What the exercise asks:
Give the number of lines that contain the string "components", and nothing else.

==========

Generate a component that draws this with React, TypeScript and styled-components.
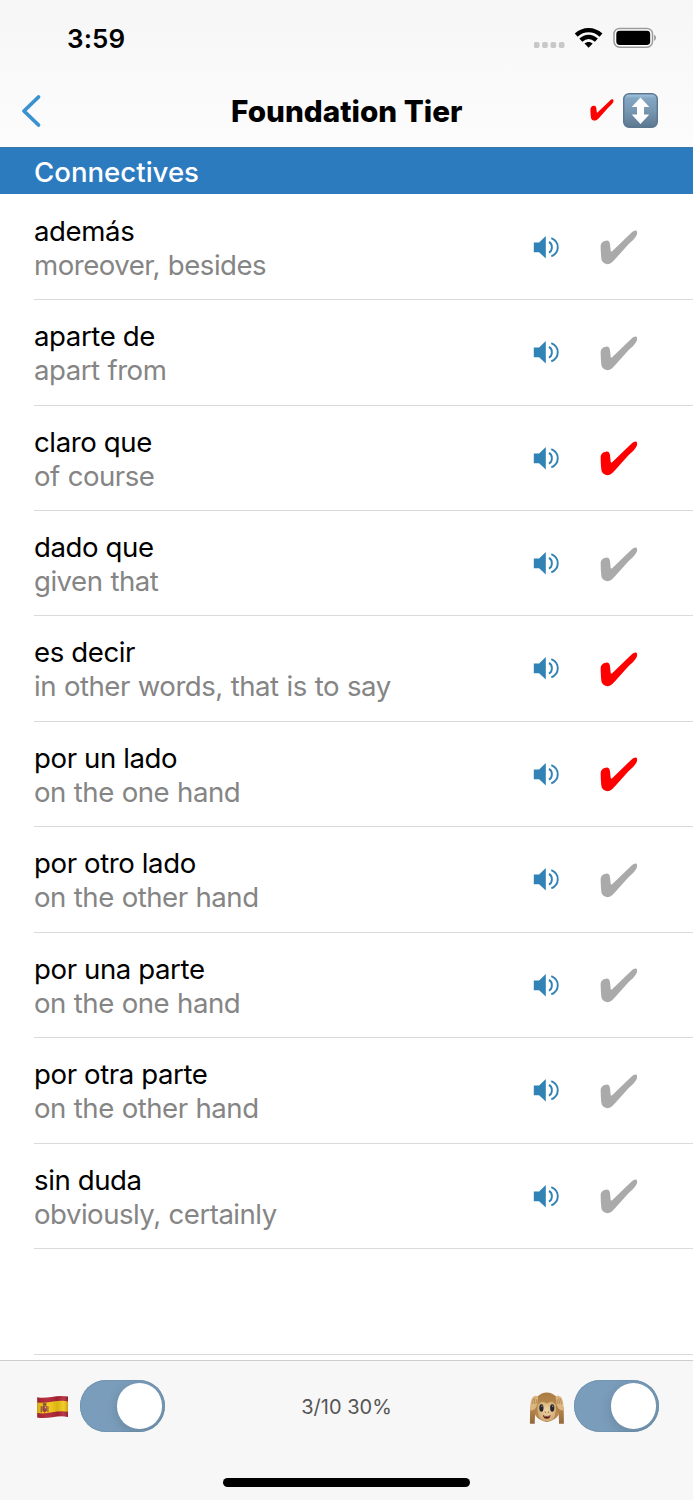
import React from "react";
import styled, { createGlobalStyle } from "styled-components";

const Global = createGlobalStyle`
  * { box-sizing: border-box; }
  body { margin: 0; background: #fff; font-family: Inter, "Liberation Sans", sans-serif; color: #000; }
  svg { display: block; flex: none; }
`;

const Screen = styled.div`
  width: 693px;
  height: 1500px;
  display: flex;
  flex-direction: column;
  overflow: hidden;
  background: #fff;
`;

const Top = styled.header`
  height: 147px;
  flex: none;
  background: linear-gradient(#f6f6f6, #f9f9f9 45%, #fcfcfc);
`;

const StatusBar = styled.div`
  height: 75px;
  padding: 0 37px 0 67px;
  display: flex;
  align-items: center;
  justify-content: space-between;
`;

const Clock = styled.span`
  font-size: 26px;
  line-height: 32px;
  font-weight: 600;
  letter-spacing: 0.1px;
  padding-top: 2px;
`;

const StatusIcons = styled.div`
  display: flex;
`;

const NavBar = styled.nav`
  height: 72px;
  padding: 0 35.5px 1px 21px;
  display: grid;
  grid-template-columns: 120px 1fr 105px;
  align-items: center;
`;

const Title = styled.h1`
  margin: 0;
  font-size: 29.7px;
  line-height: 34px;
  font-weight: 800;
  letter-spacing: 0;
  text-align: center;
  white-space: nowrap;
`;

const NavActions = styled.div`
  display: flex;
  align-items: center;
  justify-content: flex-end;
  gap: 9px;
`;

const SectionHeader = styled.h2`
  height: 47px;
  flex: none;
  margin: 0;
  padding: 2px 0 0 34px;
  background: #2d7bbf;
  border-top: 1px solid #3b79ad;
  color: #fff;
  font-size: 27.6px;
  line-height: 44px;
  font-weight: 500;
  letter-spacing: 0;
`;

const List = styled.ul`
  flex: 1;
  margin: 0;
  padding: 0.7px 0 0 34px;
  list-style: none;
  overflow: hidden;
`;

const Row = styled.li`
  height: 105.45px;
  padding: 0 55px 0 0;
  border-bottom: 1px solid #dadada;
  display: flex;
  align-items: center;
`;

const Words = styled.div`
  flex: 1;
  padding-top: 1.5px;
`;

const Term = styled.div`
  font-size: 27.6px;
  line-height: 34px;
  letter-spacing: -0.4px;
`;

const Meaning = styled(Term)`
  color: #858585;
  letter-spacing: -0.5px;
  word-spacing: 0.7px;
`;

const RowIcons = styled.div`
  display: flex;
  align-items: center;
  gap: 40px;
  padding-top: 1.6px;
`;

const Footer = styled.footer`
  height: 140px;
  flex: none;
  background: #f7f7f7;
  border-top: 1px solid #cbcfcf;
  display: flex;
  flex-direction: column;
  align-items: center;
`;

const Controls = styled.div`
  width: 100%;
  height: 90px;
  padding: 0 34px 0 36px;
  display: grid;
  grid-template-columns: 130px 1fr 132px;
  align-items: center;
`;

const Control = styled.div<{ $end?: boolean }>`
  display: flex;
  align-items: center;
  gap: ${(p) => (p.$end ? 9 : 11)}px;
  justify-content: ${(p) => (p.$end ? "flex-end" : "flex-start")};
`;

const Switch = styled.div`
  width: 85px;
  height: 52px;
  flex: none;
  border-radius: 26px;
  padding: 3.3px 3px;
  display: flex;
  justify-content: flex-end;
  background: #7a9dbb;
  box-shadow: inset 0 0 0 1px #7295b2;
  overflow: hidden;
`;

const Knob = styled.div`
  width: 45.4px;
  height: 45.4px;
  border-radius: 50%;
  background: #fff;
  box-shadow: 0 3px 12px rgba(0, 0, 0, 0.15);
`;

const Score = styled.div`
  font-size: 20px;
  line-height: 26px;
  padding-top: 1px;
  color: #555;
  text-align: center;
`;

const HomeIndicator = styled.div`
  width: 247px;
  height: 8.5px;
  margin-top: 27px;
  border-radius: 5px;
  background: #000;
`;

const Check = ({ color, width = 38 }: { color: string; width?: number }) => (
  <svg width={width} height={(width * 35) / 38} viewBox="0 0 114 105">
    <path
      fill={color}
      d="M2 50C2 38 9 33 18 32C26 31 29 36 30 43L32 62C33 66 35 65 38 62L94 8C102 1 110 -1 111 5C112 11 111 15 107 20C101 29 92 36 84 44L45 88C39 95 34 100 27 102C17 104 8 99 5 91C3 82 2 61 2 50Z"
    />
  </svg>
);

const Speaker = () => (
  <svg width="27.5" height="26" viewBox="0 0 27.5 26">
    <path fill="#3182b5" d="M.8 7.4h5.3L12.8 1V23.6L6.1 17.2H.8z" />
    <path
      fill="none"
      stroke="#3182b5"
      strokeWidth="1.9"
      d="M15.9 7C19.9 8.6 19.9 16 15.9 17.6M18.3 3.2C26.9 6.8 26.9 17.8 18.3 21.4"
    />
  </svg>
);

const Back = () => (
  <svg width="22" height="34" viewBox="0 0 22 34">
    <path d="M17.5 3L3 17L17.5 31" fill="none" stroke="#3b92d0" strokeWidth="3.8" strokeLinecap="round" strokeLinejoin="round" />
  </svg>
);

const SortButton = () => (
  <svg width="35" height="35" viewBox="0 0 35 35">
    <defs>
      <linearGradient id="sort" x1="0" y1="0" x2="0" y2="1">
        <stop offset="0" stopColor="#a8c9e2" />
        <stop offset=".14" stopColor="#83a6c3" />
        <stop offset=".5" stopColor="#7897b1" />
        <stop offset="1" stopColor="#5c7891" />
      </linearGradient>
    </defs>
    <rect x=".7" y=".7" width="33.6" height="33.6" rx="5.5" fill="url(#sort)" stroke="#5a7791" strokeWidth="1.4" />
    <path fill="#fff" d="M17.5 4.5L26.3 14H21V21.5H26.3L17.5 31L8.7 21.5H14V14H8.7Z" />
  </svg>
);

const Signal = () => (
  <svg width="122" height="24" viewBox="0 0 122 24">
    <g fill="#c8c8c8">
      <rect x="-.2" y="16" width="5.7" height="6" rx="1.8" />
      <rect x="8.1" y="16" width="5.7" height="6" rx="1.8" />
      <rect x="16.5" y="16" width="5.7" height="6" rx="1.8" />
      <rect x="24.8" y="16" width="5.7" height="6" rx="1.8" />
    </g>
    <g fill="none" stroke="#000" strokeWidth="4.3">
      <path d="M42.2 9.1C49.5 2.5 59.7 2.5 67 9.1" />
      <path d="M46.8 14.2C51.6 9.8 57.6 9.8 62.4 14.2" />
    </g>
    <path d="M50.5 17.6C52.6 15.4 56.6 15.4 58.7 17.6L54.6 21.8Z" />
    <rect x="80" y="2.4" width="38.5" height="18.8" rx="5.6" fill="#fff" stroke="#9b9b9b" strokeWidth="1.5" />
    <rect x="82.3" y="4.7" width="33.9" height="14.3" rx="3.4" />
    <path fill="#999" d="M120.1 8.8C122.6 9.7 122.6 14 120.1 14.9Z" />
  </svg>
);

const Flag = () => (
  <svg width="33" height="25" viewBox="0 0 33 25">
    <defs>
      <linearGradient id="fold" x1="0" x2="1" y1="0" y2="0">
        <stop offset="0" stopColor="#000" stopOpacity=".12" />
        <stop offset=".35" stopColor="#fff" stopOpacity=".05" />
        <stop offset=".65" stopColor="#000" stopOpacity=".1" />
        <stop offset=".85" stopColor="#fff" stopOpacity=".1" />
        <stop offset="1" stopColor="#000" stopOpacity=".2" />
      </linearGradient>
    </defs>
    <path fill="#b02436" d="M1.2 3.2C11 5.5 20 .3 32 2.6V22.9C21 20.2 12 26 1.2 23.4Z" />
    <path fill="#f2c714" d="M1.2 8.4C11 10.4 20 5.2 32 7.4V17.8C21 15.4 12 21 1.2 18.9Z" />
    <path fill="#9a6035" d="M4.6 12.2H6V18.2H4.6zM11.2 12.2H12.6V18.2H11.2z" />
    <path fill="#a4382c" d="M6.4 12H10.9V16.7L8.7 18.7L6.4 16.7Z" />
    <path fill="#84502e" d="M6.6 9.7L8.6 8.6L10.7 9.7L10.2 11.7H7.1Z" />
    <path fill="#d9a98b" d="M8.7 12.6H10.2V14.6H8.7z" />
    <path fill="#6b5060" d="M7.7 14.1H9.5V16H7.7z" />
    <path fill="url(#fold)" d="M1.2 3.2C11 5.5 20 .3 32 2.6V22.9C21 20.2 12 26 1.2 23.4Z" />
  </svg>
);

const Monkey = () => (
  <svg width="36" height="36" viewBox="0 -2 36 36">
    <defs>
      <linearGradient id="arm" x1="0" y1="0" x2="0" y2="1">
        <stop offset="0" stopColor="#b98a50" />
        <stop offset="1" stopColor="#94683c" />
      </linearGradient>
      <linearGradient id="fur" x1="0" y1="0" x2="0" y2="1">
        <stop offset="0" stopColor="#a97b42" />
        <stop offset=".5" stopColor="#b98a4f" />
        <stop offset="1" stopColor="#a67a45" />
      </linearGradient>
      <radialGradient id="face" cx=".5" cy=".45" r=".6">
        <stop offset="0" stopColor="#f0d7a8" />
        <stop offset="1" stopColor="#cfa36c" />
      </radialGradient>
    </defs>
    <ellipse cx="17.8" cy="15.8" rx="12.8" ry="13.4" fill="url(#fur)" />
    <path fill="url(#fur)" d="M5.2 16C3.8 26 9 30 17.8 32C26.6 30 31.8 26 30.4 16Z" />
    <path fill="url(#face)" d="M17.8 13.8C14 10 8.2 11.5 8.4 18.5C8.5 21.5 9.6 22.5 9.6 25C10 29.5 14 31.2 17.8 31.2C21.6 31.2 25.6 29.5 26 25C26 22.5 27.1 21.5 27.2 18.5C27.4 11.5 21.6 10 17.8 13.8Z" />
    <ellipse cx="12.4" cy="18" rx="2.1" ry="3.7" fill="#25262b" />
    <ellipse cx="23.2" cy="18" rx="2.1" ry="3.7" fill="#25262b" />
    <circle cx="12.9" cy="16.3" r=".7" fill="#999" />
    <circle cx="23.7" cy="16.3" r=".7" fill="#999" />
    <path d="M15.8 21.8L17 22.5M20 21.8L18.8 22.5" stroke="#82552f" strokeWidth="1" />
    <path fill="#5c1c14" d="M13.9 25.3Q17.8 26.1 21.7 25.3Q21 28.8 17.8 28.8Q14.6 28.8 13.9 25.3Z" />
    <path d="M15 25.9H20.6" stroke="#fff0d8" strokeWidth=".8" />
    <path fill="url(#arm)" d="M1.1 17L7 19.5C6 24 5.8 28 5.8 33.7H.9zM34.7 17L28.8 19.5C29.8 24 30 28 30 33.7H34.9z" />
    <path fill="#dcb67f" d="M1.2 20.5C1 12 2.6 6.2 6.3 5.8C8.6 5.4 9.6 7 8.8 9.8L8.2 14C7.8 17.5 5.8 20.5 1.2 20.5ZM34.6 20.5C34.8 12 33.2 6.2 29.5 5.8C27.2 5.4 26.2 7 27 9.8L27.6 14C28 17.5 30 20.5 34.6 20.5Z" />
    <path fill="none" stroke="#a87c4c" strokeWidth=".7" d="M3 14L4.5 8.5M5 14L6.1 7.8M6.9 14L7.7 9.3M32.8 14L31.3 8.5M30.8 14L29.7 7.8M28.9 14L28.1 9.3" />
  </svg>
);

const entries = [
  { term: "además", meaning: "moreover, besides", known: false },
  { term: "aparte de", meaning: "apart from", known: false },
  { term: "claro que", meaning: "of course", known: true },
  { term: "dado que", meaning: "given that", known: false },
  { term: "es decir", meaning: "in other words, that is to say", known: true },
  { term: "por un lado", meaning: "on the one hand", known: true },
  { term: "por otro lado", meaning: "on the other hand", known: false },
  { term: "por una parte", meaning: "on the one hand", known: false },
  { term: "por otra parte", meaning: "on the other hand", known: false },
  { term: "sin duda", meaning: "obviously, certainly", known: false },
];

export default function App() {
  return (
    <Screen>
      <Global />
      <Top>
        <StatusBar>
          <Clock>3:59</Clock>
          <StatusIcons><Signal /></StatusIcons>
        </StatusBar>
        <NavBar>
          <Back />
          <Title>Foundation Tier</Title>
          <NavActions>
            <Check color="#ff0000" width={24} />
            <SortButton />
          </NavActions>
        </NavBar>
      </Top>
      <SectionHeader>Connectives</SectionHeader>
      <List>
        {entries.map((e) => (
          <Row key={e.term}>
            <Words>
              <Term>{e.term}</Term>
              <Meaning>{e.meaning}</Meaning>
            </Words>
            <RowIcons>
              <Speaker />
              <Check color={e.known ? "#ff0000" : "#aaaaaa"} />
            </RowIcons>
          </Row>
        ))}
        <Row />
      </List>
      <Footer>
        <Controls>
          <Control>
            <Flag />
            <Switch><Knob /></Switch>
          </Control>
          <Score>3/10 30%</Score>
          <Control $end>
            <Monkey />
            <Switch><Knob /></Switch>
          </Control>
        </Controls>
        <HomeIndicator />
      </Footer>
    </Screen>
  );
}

==========

Output for this exercise:
2